In 1770 Boston had no streetlights, but it was a clear night and the moon off the foot-deep snow even produced shadows.  Small groups of soldiers and townspeople scurried from place to place.  Still, it was a fairly placid evening until some young apprentices began an argument with the sentry posted outside the Custom House.  A few blocks away another confrontation commenced outside the barracks near Dock Square.  Shortly after nine o’clock, a crowd of thirty people formed on King Street near the sentry.  Fearing for the sentry’s safety, the main guard dispatched a contingent of seven grenadiers under the command of Captain Thomas Preston.  The crowd grew to approximately 125 people.  The soldiers loaded their muskets, taunts and snowballs filled the air, and Private Hugh Montgomery accidentally discharged his weapon.  The other soldiers, a few quite likely with specific targets, then fired theirs.  Amid the dead, dying, and wounded, Preston eventually halted the soldiers’ riot and led them away before there was retaliation.

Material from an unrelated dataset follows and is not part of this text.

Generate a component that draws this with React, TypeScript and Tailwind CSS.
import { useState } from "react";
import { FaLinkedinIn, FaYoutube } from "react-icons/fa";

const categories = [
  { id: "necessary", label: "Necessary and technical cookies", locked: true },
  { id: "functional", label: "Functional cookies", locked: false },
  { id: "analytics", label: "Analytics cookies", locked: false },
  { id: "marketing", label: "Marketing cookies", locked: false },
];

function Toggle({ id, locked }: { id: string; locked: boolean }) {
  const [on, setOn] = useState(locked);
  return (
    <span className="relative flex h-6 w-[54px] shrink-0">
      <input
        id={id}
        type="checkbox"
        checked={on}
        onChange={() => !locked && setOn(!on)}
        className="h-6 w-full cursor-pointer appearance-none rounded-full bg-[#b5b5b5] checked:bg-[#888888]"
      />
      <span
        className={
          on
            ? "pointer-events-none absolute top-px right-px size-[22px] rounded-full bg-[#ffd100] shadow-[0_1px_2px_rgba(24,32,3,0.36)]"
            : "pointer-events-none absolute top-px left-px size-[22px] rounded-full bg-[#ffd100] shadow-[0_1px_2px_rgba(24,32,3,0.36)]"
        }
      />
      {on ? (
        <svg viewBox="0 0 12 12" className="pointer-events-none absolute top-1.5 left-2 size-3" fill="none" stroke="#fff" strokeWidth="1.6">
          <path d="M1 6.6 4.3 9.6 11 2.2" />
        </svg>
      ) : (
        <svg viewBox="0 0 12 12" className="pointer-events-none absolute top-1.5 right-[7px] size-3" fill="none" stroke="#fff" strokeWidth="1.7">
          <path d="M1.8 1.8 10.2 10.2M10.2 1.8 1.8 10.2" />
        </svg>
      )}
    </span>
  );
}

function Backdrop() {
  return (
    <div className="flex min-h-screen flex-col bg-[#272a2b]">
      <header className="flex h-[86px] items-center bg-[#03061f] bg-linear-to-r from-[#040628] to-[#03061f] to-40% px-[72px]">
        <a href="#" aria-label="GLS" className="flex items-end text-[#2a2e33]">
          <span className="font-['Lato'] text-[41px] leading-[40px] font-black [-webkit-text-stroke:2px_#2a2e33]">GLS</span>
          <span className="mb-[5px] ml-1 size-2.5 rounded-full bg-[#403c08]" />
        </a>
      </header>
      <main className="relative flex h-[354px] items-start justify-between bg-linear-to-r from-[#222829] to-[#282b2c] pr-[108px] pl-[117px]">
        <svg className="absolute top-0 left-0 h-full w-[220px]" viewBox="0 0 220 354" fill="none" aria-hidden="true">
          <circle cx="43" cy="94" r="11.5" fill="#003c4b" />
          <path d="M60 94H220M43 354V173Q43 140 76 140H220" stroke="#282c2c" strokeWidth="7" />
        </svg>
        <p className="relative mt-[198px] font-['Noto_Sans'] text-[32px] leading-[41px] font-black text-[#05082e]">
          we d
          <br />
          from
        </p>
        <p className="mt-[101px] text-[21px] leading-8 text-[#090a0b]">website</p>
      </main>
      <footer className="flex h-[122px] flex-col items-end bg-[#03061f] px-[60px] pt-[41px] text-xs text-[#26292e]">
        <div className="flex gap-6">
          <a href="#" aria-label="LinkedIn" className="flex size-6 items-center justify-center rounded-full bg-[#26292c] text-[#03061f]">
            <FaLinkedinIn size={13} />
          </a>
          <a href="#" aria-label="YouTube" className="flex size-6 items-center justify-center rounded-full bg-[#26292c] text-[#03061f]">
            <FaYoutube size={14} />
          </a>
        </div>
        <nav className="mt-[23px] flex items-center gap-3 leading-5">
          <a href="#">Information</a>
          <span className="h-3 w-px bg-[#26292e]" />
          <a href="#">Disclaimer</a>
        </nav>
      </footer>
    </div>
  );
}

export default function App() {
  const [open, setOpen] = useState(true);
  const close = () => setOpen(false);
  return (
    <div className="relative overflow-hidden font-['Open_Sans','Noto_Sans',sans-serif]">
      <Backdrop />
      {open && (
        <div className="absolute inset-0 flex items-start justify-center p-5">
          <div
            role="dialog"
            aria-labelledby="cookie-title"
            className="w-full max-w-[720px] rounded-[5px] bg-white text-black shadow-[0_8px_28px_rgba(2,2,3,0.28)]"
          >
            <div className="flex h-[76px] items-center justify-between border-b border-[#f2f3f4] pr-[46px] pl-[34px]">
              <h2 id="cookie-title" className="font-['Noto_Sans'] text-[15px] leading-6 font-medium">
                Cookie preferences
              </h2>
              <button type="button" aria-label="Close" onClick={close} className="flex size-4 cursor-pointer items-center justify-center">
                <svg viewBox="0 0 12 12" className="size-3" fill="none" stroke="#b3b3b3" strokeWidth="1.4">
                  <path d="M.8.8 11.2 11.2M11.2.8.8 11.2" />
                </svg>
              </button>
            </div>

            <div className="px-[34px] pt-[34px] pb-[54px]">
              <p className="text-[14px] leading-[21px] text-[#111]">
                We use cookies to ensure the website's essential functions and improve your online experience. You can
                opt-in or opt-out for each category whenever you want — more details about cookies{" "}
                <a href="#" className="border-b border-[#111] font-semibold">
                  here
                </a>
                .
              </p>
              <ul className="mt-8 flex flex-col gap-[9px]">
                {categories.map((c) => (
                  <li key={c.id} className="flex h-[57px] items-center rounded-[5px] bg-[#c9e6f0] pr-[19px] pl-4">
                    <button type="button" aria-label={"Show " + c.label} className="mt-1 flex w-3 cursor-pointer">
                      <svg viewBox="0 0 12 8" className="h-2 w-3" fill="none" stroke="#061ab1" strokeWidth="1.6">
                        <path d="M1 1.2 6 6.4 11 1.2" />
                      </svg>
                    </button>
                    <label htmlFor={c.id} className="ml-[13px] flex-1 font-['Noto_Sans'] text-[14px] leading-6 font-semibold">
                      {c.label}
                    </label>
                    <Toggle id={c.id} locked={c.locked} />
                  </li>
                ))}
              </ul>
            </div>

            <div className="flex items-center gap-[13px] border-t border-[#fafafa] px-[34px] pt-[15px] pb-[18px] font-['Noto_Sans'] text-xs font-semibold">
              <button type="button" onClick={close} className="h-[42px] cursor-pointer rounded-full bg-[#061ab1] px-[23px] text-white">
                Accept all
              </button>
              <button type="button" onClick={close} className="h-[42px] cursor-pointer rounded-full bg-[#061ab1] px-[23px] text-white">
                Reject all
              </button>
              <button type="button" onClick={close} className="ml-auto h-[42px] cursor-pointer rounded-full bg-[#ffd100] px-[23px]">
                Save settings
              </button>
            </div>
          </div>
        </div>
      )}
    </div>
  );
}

Within a day the acting governor of Massachusetts, town authorities, and the commanding officer of the regiments negotiated an agreement that would remove the troops from Boston.  Within a month the occupation was over.  Its effects—particularly the radicalization of the population—were more profound than the other act of rebellion to which Boston has attached its name, the Tea Party, which by comparison was exactly that.